Would you transcribe the listing that follows, character for character, and omit its images?

── Collected data

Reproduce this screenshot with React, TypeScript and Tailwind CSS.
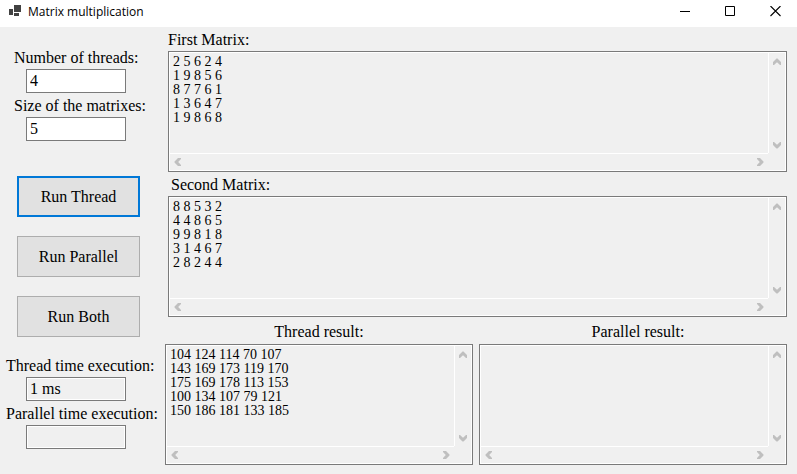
import { useId, useState } from "react";

type Direction = "up" | "down" | "left" | "right";

const chevrons: Record<Direction, string> = {
  up: "M0 7V4L3.5 .5H4.5L8 4V7H7L4 4.2L1 7z",
  down: "M0 1V4L3.5 7.5H4.5L8 4V1H7L4 3.8L1 1z",
  left: "M7 0H4L.5 3.5V4.5L4 8H7V7L4.2 4L7 1z",
  right: "M1 0H4L7.5 3.5V4.5L4 8H1V7L3.8 4L1 1z",
};

function ScrollArrow({ direction }: { direction: Direction }) {
  return (
    <button type="button" disabled aria-label={`Scroll ${direction}`} className="flex size-4 items-center justify-center">
      <svg width="8" height="8" viewBox="0 0 8 8" fill="#bfbfbf">
        <path d={chevrons[direction]} />
      </svg>
    </button>
  );
}

function MatrixBox({ id, value }: { id: string; value: string }) {
  return (
    <div className="grid h-[121px] grid-cols-[1fr_17px] grid-rows-[1fr_17px] border border-[#7a7a7a] bg-[#f0f0f0] outline outline-1 -outline-offset-2 outline-white p-px">
      <textarea
        id={id}
        readOnly
        wrap="off"
        value={value}
        className="block h-full w-full min-w-0 resize-none overflow-hidden px-[3px] py-0.5 text-[14px] leading-[14px] outline-none"
      />
      <div className="flex flex-col items-start justify-between border-l border-white pt-px">
        <ScrollArrow direction="up" />
        <ScrollArrow direction="down" />
      </div>
      <div className="flex items-center justify-between border-t border-white">
        <ScrollArrow direction="left" />
        <ScrollArrow direction="right" />
      </div>
      <div />
    </div>
  );
}

function MatrixField({ label, value, labelClass }: { label: string; value: string; labelClass: string }) {
  const id = useId();
  return (
    <div className="min-w-0 flex-1">
      <label htmlFor={id} className={`block ${labelClass}`}>{label}</label>
      <MatrixBox id={id} value={value} />
    </div>
  );
}

function SmallField({
  label,
  value,
  labelClass,
  onChange,
}: {
  label: string;
  value: string;
  labelClass: string;
  onChange?: (value: string) => void;
}) {
  const id = useId();
  return (
    <div>
      <label htmlFor={id} className={`block h-6 whitespace-nowrap leading-[26px] ${labelClass}`}>{label}</label>
      <input
        id={id}
        value={value}
        readOnly={!onChange}
        onChange={(event) => onChange?.(event.target.value)}
        className="ml-[26px] block h-6 w-[100px] border border-[#7a7a7a] bg-white px-[3px] outline-none read-only:bg-[#f0f0f0] read-only:shadow-[inset_0_0_0_1px_white]"
      />
    </div>
  );
}

const actions = ["Run Thread", "Run Parallel", "Run Both"];

const firstMatrix = "2 5 6 2 4\n1 9 8 5 6\n8 7 7 6 1\n1 3 6 4 7\n1 9 8 6 8";
const secondMatrix = "8 8 5 3 2\n4 4 8 6 5\n9 9 8 1 8\n3 1 4 6 7\n2 8 2 4 4";
const threadResult =
  "104 124 114 70 107\n143 169 173 119 170\n175 169 178 113 153\n100 134 107 79 121\n150 186 181 133 185";

function TitleBar() {
  return (
    <header className="flex h-[27px] items-start bg-white pl-2">
      <svg width="14" height="27" viewBox="0 0 14 27" fill="#424242" aria-hidden="true" className="mr-1.5 shrink-0">
        <path d="M1 9h4v6H1zM6 5h7v7H6zM6 13h5v3H6z" />
      </svg>
      <h1 className="flex-1 font-['Open_Sans',sans-serif] text-[12px] leading-6">Matrix multiplication</h1>
      <button type="button" aria-label="Minimize" className="flex h-[23px] w-[45px] items-center justify-center">
        <svg width="11" height="11" viewBox="0 0 11 11" stroke="black"><path d="M1 5.5h10" /></svg>
      </button>
      <button type="button" aria-label="Maximize" className="flex h-[23px] w-[45px] items-center justify-center">
        <svg width="11" height="11" viewBox="0 0 11 11" fill="none" stroke="black"><path d="M1.5 .5h9v9h-9z" /></svg>
      </button>
      <button type="button" aria-label="Close" className="flex h-[23px] w-[45px] items-center justify-center">
        <svg width="12" height="11" viewBox="0 0 12 11" stroke="black" strokeWidth="1.1"><path d="M1.5 0l10 10M11.5 0l-10 10" /></svg>
      </button>
    </header>
  );
}

export default function App() {
  const [threads, setThreads] = useState("4");
  const [size, setSize] = useState("5");
  const [active, setActive] = useState("Run Thread");

  return (
    <div className="min-h-screen bg-[#f0f0f0] font-['Liberation_Serif',serif] text-[16px] text-black">
      <TitleBar />
      <main className="flex pr-2.5">
        <aside className="w-[165px] shrink-0 pt-[18px]">
          <SmallField label="Number of threads:" value={threads} onChange={setThreads} labelClass="pl-3.5" />
          <SmallField label="Size of the matrixes:" value={size} onChange={setSize} labelClass="pl-3.5" />
          <div className="mt-[35px] mb-4 ml-[17px] flex w-[123px] flex-col gap-[19px]">
            {actions.map((action) => (
              <button
                key={action}
                type="button"
                onClick={() => setActive(action)}
                className={`h-[41px] bg-[#e1e1e1] ${
                  action === active ? "border-2 border-[#0078d7]" : "border border-[#adadad]"
                }`}
              >
                {action}
              </button>
            ))}
          </div>
          <SmallField label="Thread time execution:" value="1 ms" labelClass="pl-1.5" />
          <SmallField label="Parallel time execution:" value="" labelClass="pl-1.5" />
        </aside>
        <section className="min-w-0 flex-1">
          <div className="pl-[3px]">
            <MatrixField label="First Matrix:" value={firstMatrix} labelClass="h-6 leading-[26px]" />
            <MatrixField label="Second Matrix:" value={secondMatrix} labelClass="h-6 pl-[3px] leading-[26px]" />
          </div>
          <div className="flex gap-1.5">
            <MatrixField label="Thread result:" value={threadResult} labelClass="h-[27px] text-center leading-[29px]" />
            <MatrixField label="Parallel result:" value="" labelClass="h-[27px] pl-2.5 text-center leading-[29px]" />
          </div>
        </section>
      </main>
    </div>
  );
}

────

▸ **Correct answer**:
Reproduce this screenshot with React, TypeScript and Tailwind CSS.
import { useId, useState } from "react";

type Direction = "up" | "down" | "left" | "right";

const chevrons: Record<Direction, string> = {
  up: "M0 7V4L3.5 .5H4.5L8 4V7H7L4 4.2L1 7z",
  down: "M0 1V4L3.5 7.5H4.5L8 4V1H7L4 3.8L1 1z",
  left: "M7 0H4L.5 3.5V4.5L4 8H7V7L4.2 4L7 1z",
  right: "M1 0H4L7.5 3.5V4.5L4 8H1V7L3.8 4L1 1z",
};

function ScrollArrow({ direction }: { direction: Direction }) {
  return (
    <button type="button" disabled aria-label={`Scroll ${direction}`} className="flex size-4 items-center justify-center">
      <svg width="8" height="8" viewBox="0 0 8 8" fill="#bfbfbf">
        <path d={chevrons[direction]} />
      </svg>
    </button>
  );
}

function MatrixBox({ id, value }: { id: string; value: string }) {
  return (
    <div className="grid h-[121px] grid-cols-[1fr_17px] grid-rows-[1fr_17px] border border-[#7a7a7a] bg-[#f0f0f0] outline outline-1 -outline-offset-2 outline-white p-px">
      <textarea
        id={id}
        readOnly
        wrap="off"
        value={value}
        className="block h-full w-full min-w-0 resize-none overflow-hidden px-[3px] py-0.5 text-[14px] leading-[14px] outline-none"
      />
      <div className="flex flex-col items-start justify-between border-l border-white pt-px">
        <ScrollArrow direction="up" />
        <ScrollArrow direction="down" />
      </div>
      <div className="flex items-center justify-between border-t border-white">
        <ScrollArrow direction="left" />
        <ScrollArrow direction="right" />
      </div>
      <div />
    </div>
  );
}

function MatrixField({ label, value, labelClass }: { label: string; value: string; labelClass: string }) {
  const id = useId();
  return (
    <div className="min-w-0 flex-1">
      <label htmlFor={id} className={`block ${labelClass}`}>{label}</label>
      <MatrixBox id={id} value={value} />
    </div>
  );
}

function SmallField({
  label,
  value,
  labelClass,
  onChange,
}: {
  label: string;
  value: string;
  labelClass: string;
  onChange?: (value: string) => void;
}) {
  const id = useId();
  return (
    <div>
      <label htmlFor={id} className={`block h-6 whitespace-nowrap leading-[26px] ${labelClass}`}>{label}</label>
      <input
        id={id}
        value={value}
        readOnly={!onChange}
        onChange={(event) => onChange?.(event.target.value)}
        className="ml-[26px] block h-6 w-[100px] border border-[#7a7a7a] bg-white px-[3px] outline-none read-only:bg-[#f0f0f0] read-only:shadow-[inset_0_0_0_1px_white]"
      />
    </div>
  );
}

const actions = ["Run Thread", "Run Parallel", "Run Both"];

const firstMatrix = "2 5 6 2 4\n1 9 8 5 6\n8 7 7 6 1\n1 3 6 4 7\n1 9 8 6 8";
const secondMatrix = "8 8 5 3 2\n4 4 8 6 5\n9 9 8 1 8\n3 1 4 6 7\n2 8 2 4 4";
const threadResult =
  "104 124 114 70 107\n143 169 173 119 170\n175 169 178 113 153\n100 134 107 79 121\n150 186 181 133 185";

function TitleBar() {
  return (
    <header className="flex h-[27px] items-start bg-white pl-2">
      <svg width="14" height="27" viewBox="0 0 14 27" fill="#424242" aria-hidden="true" className="mr-1.5 shrink-0">
        <path d="M1 9h4v6H1zM6 5h7v7H6zM6 13h5v3H6z" />
      </svg>
      <h1 className="flex-1 font-['Open_Sans',sans-serif] text-[12px] leading-6">Matrix multiplication</h1>
      <button type="button" aria-label="Minimize" className="flex h-[23px] w-[45px] items-center justify-center">
        <svg width="11" height="11" viewBox="0 0 11 11" stroke="black"><path d="M1 5.5h10" /></svg>
      </button>
      <button type="button" aria-label="Maximize" className="flex h-[23px] w-[45px] items-center justify-center">
        <svg width="11" height="11" viewBox="0 0 11 11" fill="none" stroke="black"><path d="M1.5 .5h9v9h-9z" /></svg>
      </button>
      <button type="button" aria-label="Close" className="flex h-[23px] w-[45px] items-center justify-center">
        <svg width="12" height="11" viewBox="0 0 12 11" stroke="black" strokeWidth="1.1"><path d="M1.5 0l10 10M11.5 0l-10 10" /></svg>
      </button>
    </header>
  );
}

export default function App() {
  const [threads, setThreads] = useState("4");
  const [size, setSize] = useState("5");
  const [active, setActive] = useState("Run Thread");

  return (
    <div className="min-h-screen bg-[#f0f0f0] font-['Liberation_Serif',serif] text-[16px] text-black">
      <TitleBar />
      <main className="flex pr-2.5">
        <aside className="w-[165px] shrink-0 pt-[18px]">
          <SmallField label="Number of threads:" value={threads} onChange={setThreads} labelClass="pl-3.5" />
          <SmallField label="Size of the matrixes:" value={size} onChange={setSize} labelClass="pl-3.5" />
          <div className="mt-[35px] mb-4 ml-[17px] flex w-[123px] flex-col gap-[19px]">
            {actions.map((action) => (
              <button
                key={action}
                type="button"
                onClick={() => setActive(action)}
                className={`h-[41px] bg-[#e1e1e1] ${
                  action === active ? "border-2 border-[#0078d7]" : "border border-[#adadad]"
                }`}
              >
                {action}
              </button>
            ))}
          </div>
          <SmallField label="Thread time execution:" value="1 ms" labelClass="pl-1.5" />
          <SmallField label="Parallel time execution:" value="" labelClass="pl-1.5" />
        </aside>
        <section className="min-w-0 flex-1">
          <div className="pl-[3px]">
            <MatrixField label="First Matrix:" value={firstMatrix} labelClass="h-6 leading-[26px]" />
            <MatrixField label="Second Matrix:" value={secondMatrix} labelClass="h-6 pl-[3px] leading-[26px]" />
          </div>
          <div className="flex gap-1.5">
            <MatrixField label="Thread result:" value={threadResult} labelClass="h-[27px] text-center leading-[29px]" />
            <MatrixField label="Parallel result:" value="" labelClass="h-[27px] pl-2.5 text-center leading-[29px]" />
          </div>
        </section>
      </main>
    </div>
  );
}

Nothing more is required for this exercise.